On July 9, 1871, Ignacio and Anita were surprised by the Spanish at the San José del Chorrillo ranch. She, suffering from rheumatism in a knee, forced him to run and ended up arrested. They threaten her with execution so she will send a letter to Mora, asking him to turn himself in to colonial authorities. Faced with her firm refusal, the military governor of Puerto Príncipe orders that she leave the country within 24 hours.

Although afflicted by suffering, he assumed the position of Secretary of Foreign Relations of the Republic of Cuba in Arms, in Céspedes's government, from mid-1871 until March 11, 1872, when he became ill again.

He rejected the surrender of those who abandoned the battlefield, in his Manifesto to the Camagüeyans, on January 3, 1872.

Already recovered, six months later he joined the General Staff of Calixto García; he fought in Guisa, Holguín.

This patriot, unwavering in his commitment to Cuban independence, was the same one who, seeking a way out of colonial oppression, admired and shared the annexionist ideas of Gaspar Betancourt Cisneros and Narciso López –of whom in 1851 he had been secretary and almost took part in one of his expeditions to Cuba.

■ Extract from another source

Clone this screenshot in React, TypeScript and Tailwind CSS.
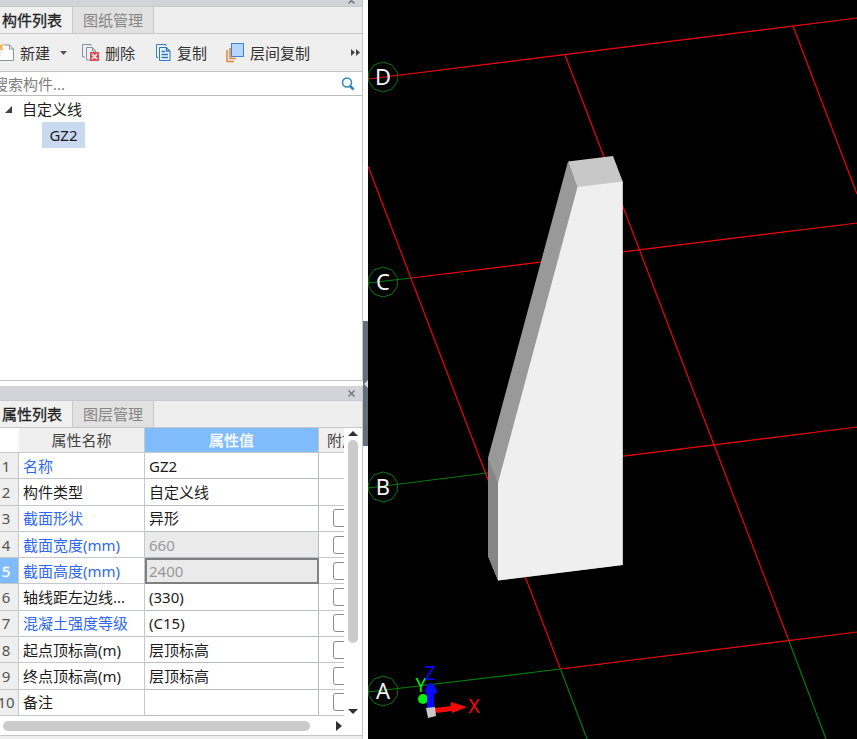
import { useState } from "react";

interface PropertyRow {
  name: string;
  value: string;
  link?: boolean;
  locked?: boolean;
  extra?: boolean;
}

const ROWS: PropertyRow[] = [
  { name: "名称", value: "GZ2", link: true },
  { name: "构件类型", value: "自定义线" },
  { name: "截面形状", value: "异形", link: true, extra: true },
  { name: "截面宽度(mm)", value: "660", link: true, locked: true, extra: true },
  { name: "截面高度(mm)", value: "2400", link: true, locked: true, extra: true },
  { name: "轴线距左边线...", value: "(330)", extra: true },
  { name: "混凝土强度等级", value: "(C15)", link: true, extra: true },
  { name: "起点顶标高(m)", value: "层顶标高", extra: true },
  { name: "终点顶标高(m)", value: "层顶标高", extra: true },
  { name: "备注", value: "", extra: true },
];

const AXES = [
  { label: "D", y: 77 },
  { label: "C", y: 282 },
  { label: "B", y: 487 },
  { label: "A", y: 691 },
];

function NewIcon() {
  return (
    <svg width="16" height="20" viewBox="0 0 16 20" fill="none">
      <path d="M-1 17.500H13.500V6L9.500 2H4" fill="#fdfdfd" stroke="#8492a3" />
      <path d="M9.500 2V6H13.500" stroke="#8492a3" />
      <path d="M0 2H2V5H0Z" fill="#f5b14b" />
      <path d="M0 4L3 1M0 6H3" stroke="#f5b14b" strokeWidth="1.500" />
    </svg>
  );
}

function DeleteIcon() {
  return (
    <svg width="18" height="20" viewBox="0 0 18 20" fill="none">
      <path d="M3 14H0.500V1.500H9V3" stroke="#8492a3" />
      <path d="M8 17H4.500V4.500H10.500L13.500 8V9" stroke="#8492a3" />
      <path d="M10.500 4.500V8H13.500" stroke="#8492a3" />
      <rect x="8" y="9" width="9" height="9" fill="#e04c50" />
      <path d="M10 11L15 16M15 11L10 16" stroke="#fff" strokeWidth="1.500" />
    </svg>
  );
}

function CopyIcon() {
  return (
    <svg width="16" height="20" viewBox="0 0 16 20" fill="none">
      <path d="M3 14.500H1.500V1.500H11V3" stroke="#3d7ebf" />
      <path d="M4.500 4.500H11.500L15 8V17.500H4.500Z" fill="#eaf4ff" stroke="#2f76bd" />
      <path d="M11.500 4.500V8H15M6.500 8.500H10M6.500 11.500H13M6.500 14.500H13" stroke="#2f76bd" strokeWidth="1.500" />
    </svg>
  );
}

function LayerCopyIcon() {
  return (
    <svg width="18" height="20" viewBox="0 0 18 20" fill="none">
      <path d="M1 7V18.500H8M4 5V15.500H10" stroke="#e98234" strokeWidth="1.500" />
      <rect x="5.500" y="0.500" width="12" height="13" fill="#b3d7ff" stroke="#3f83d0" />
    </svg>
  );
}

function SearchIcon() {
  return (
    <svg width="14" height="14" viewBox="0 0 14 14" fill="none" stroke="#2b87b8">
      <circle cx="6" cy="5.500" r="4.500" strokeWidth="1.500" />
      <path d="M9 9L12.500 12.500" strokeWidth="2.500" />
    </svg>
  );
}

function CloseIcon() {
  return (
    <svg width="7" height="7" viewBox="0 0 7 7" stroke="#77787c" strokeWidth="1.500">
      <path d="M0.500 0.500L6.500 6.500M6.500 0.500L0.500 6.500" />
    </svg>
  );
}

function Tabs({ items }: { items: string[] }) {
  const [active, setActive] = useState(0);
  return (
    <div role="tablist" className="flex h-[27px] shrink-0 border-b border-[#c6c7c9] bg-[#eeeeee]">
      {items.map((item, i) => (
        <button
          key={item}
          role="tab"
          aria-selected={active === i}
          onClick={() => setActive(i)}
          className={
            active === i
              ? "w-[73px] border-r border-[#c9cacc] bg-[#f0f0f0] pr-2 text-[#222222] [-webkit-text-stroke:0.3px]"
              : "w-[81px] border-r border-[#c9cacc] bg-[#e1e1e1] text-[#858585]"
          }
        >
          {item}
        </button>
      ))}
    </div>
  );
}

function ComponentPanel() {
  return (
    <section className="flex min-h-0 flex-1 flex-col border-r border-b border-[#c3c5c8] bg-white">
      <div className="flex h-[7px] shrink-0 items-end justify-end overflow-hidden border-b border-[#c9cacf] bg-[#d3d4d9] pr-[7px]">
        <button aria-label="关闭构件列表" className="flex h-2 items-end pb-[2px]">
          <CloseIcon />
        </button>
      </div>
      <Tabs items={["构件列表", "图纸管理"]} />

      {/* Toolbar */}
      <div className="flex h-[38px] shrink-0 items-center border-b border-[#c3c5c8] bg-[#efefef] text-[#333333]">
        <button className="flex items-center gap-1">
          <NewIcon />
          新建
        </button>
        <button aria-label="新建选项" className="ml-[10px] flex">
          <svg width="7" height="4" viewBox="0 0 7 4" fill="#555">
            <path d="M0 0H7L3.500 4Z" />
          </svg>
        </button>
        <button className="ml-[15px] flex items-center gap-[5px]">
          <DeleteIcon />
          删除
        </button>
        <button className="ml-5 flex items-center gap-[6px]">
          <CopyIcon />
          复制
        </button>
        <button className="ml-[19px] flex items-center gap-[6px]">
          <LayerCopyIcon />
          层间复制
        </button>
        <button aria-label="更多" className="mr-[2px] ml-auto flex">
          <svg width="9" height="7" viewBox="0 0 9 7" fill="#444">
            <path d="M0 0L4 3.500L0 7ZM5 0L9 3.500L5 7Z" />
          </svg>
        </button>
      </div>

      <div className="flex h-6 shrink-0 items-center overflow-hidden border-b border-[#b9bbbe] pr-[7px]">
        <input
          aria-label="搜索构件"
          placeholder="搜索构件..."
          className="-ml-[7px] min-w-0 flex-1 outline-none placeholder:text-[#808080]"
        />
        <button aria-label="搜索" className="flex">
          <SearchIcon />
        </button>
      </div>

      {/* Component tree */}
      <ul className="text-[#1c1c1c]">
        <li>
          <button className="flex h-[26px] items-center gap-[10px] pl-[5px]">
            <svg width="7" height="7" viewBox="0 0 7 7" fill="#404040">
              <path d="M7 0V7H0Z" />
            </svg>
            自定义线
          </button>
          <ul className="pl-[42px]">
            <li>
              <button className="h-[26px] w-[43px] bg-[#c9daf0]">GZ2</button>
            </li>
          </ul>
        </li>
      </ul>
    </section>
  );
}

function PropertyTable() {
  const [selected, setSelected] = useState(4);
  return (
    <table className="h-[288px] w-[365px] table-fixed border-separate border-spacing-0 text-left whitespace-nowrap">
      <colgroup>
        <col className="w-[19px]" />
        <col className="w-[126px]" />
        <col className="w-[174px]" />
        <col className="w-[46px]" />
      </colgroup>
      <thead>
        <tr className="h-[25px] text-center text-[#444444]">
          <td className="border-b border-[#c6c7c9] bg-white" />
          <th className="border-r border-b border-[#c6c7c9] bg-[#efefef] p-0 font-normal">属性名称</th>
          <th className="border-r border-b border-[#c6c7c9] bg-[#80bbfb] p-0 font-normal text-white [-webkit-text-stroke:0.3px]">
            属性值
          </th>
          <th className="border-b border-[#c6c7c9] bg-[#efefef] p-0 font-normal">附加</th>
        </tr>
      </thead>
      <tbody>
        {ROWS.map((row, i) => {
          const current = selected === i;
          return (
            <tr key={row.name} onClick={() => setSelected(i)}>
              <td
                className={
                  current
                    ? "border-r border-b border-[#c6c7c9] bg-[#80bbfb] p-0 text-white [-webkit-text-stroke:0.3px]"
                    : "border-r border-b border-[#c6c7c9] bg-[#efefef] p-0 text-[#555555]"
                }
              >
                <span className="-ml-[2px] flex w-4 justify-center leading-5">{i + 1}</span>
              </td>
              <td
                className={
                  row.link
                    ? "border-r border-b border-[#c3c8d0] p-0 pl-1 leading-5 text-[#2f68f0]"
                    : "border-r border-b border-[#c3c8d0] p-0 pl-1 leading-5 text-[#1c1c1c]"
                }
              >
                {row.name}
              </td>
              <td
                className={
                  "border-r border-b border-[#b9bdc2] p-0 pl-1 leading-5 " +
                  (row.locked ? "bg-[#eaeaea] text-[#999999] " : "text-[#1c1c1c] ") +
                  (current ? "outline-2 -outline-offset-2 outline-[#808080]" : "")
                }
              >
                {row.value}
              </td>
              <td className="border-b border-[#c6c7c9] p-0">
                {row.extra && (
                  <input
                    type="checkbox"
                    aria-label={`附加 ${row.name}`}
                    className="mx-auto block size-[18px] appearance-none rounded-[3px] border border-[#8c8c8c] bg-white checked:bg-[#80bbfb]"
                  />
                )}
              </td>
            </tr>
          );
        })}
      </tbody>
    </table>
  );
}

function PropertyPanel() {
  return (
    <section className="flex shrink-0 flex-col border-r border-[#c3c5c8] bg-white">
      <div className="flex h-[15px] items-center justify-end border-b border-[#c9cacf] bg-[#d3d4d9] pt-px pr-[7px]">
        <button aria-label="关闭属性列表" className="flex">
          <CloseIcon />
        </button>
      </div>
      <Tabs items={["属性列表", "图层管理"]} />
      <div className="flex">
        <div className="min-w-0 flex-1 overflow-hidden">
          <PropertyTable />
        </div>
        <div className="flex w-[18px] shrink-0 flex-col items-center pt-[3px] pb-[2px]">
          <svg width="10" height="5" viewBox="0 0 10 5" fill="#303030">
            <path d="M5 0L10 5H0Z" />
          </svg>
          <div className="mt-1 h-[203px] w-[10px] rounded-full bg-[#cbcbcb]" />
          <svg className="mt-auto" width="10" height="5" viewBox="0 0 10 5" fill="#303030">
            <path d="M0 0H10L5 5Z" />
          </svg>
        </div>
      </div>
      <div className="flex h-5 items-center border-b border-[#c3c5c8] pr-5 pl-[3px]">
        <div className="h-[10px] w-[307px] rounded-full bg-[#cbcbcb]" />
        <svg className="ml-auto" width="6" height="10" viewBox="0 0 6 10" fill="#303030">
          <path d="M0 0L6 5L0 10Z" />
        </svg>
      </div>
      <div className="h-[3px] bg-[#eeeeee]" />
    </section>
  );
}

function ModelView() {
  return (
    <main className="min-w-0 flex-1 bg-black">
      <svg className="h-full w-full" viewBox="0 0 489 739" preserveAspectRatio="xMinYMin slice" fill="none">
        {/* Axis grid */}
        <g stroke="#f5000c" strokeWidth="1.200">
          <path d="M0 79L489 18M43 278L489 223M119 473L489 427M192.500 669L489 632" />
          <path d="M0 166L192.500 669M197 55L421 641M425 26L489 194" />
        </g>
        <g stroke="#077a0b" strokeWidth="1.200">
          <path d="M0 283L43 278M0 488L119 473M0 692L192.500 669" />
          <path d="M192.500 669L219 739M421 641L458 739" />
        </g>

        {AXES.map((axis) => (
          <g key={axis.label} transform={`translate(15 ${axis.y})`}>
            <path
              d="M0 -15L8.800 -12.100L14.300 -4.600V4.600L8.800 12.100L0 15L-8.800 12.100L-14.300 4.600V-4.600L-8.800 -12.100Z"
              stroke="#077a0b"
            />
            <text y="8" textAnchor="middle" fontSize="22" fill="#f4f4f4">
              {axis.label}
            </text>
          </g>
        ))}

        {/* Tapered column, base silhouette first so the faces join without gaps */}
        <path d="M200 161.500L209.500 187L254.700 181.500V565L130 580.500L120 556V458Z" fill="#999999" />
        <path d="M200 161.500L245 156L254.700 181.500V183L209.500 188Z" fill="#c8c8c8" />
        <path d="M120 458L130 483V580.500L120 556Z" fill="#868686" />
        <path d="M209.500 187L254.700 181.500V565L130 580.500V483Z" fill="#efefef" />

        {/* Orientation gizmo */}
        <circle cx="55" cy="699" r="5" fill="#00f010" />
        <path d="M59 709V694H57L62 682L69 694H66V709Z" fill="#0808ff" />
        <path d="M57 690C57 696 69 696 69 690L65 684H60Z" fill="#0808ff" />
        <path d="M67 708L83 706V702L99 707L84 713V711L67 713Z" fill="#ff0505" />
        <path d="M58 708L67 707L68 716L60 718Z" fill="#c9c9c9" />
        <g fontSize="19" textAnchor="middle">
          <text x="106" y="713" fill="#ff0505">X</text>
          <text x="53" y="692" fill="#00f010">Y</text>
          <text x="62" y="680" fill="#0808ff">Z</text>
        </g>
      </svg>
    </main>
  );
}

export default function App() {
  return (
    <div className="flex h-screen overflow-hidden bg-white font-['Noto_Sans','Noto_Sans_CJK_SC',sans-serif] text-[15px] leading-5">
      <aside className="flex w-[363px] shrink-0 flex-col gap-[5px]">
        <ComponentPanel />
        <PropertyPanel />
      </aside>

      {/* Collapse handle between the panels and the model */}
      <div className="flex w-[5px] shrink-0 flex-col justify-center pt-7">
        <button aria-label="折叠面板" className="flex h-[125px] items-center justify-end bg-[#62707c]">
          <svg width="4" height="8" viewBox="0 0 4 8" fill="#d5dade">
            <path d="M4 0V8L0 4Z" />
          </svg>
        </button>
      </div>
      <ModelView />
    </div>
  );
}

Ignacio Mora, suffering from leg ulcers, was arrested on October 5, 1875 and killed by gunfire and then macheted, on the 14th at El Chorrillo de Najasa after refusing pardon if he accepted renouncing his ideas.

He had the vision to record the significant events of the independence war in his journalistic articles, in the notes of his campaign diary (1868-1875) and in the letters to his beloved Ana Betancourt, wife and collaborator.

His Campaign Diary fell into enemy hands but Anita managed to recover part of it.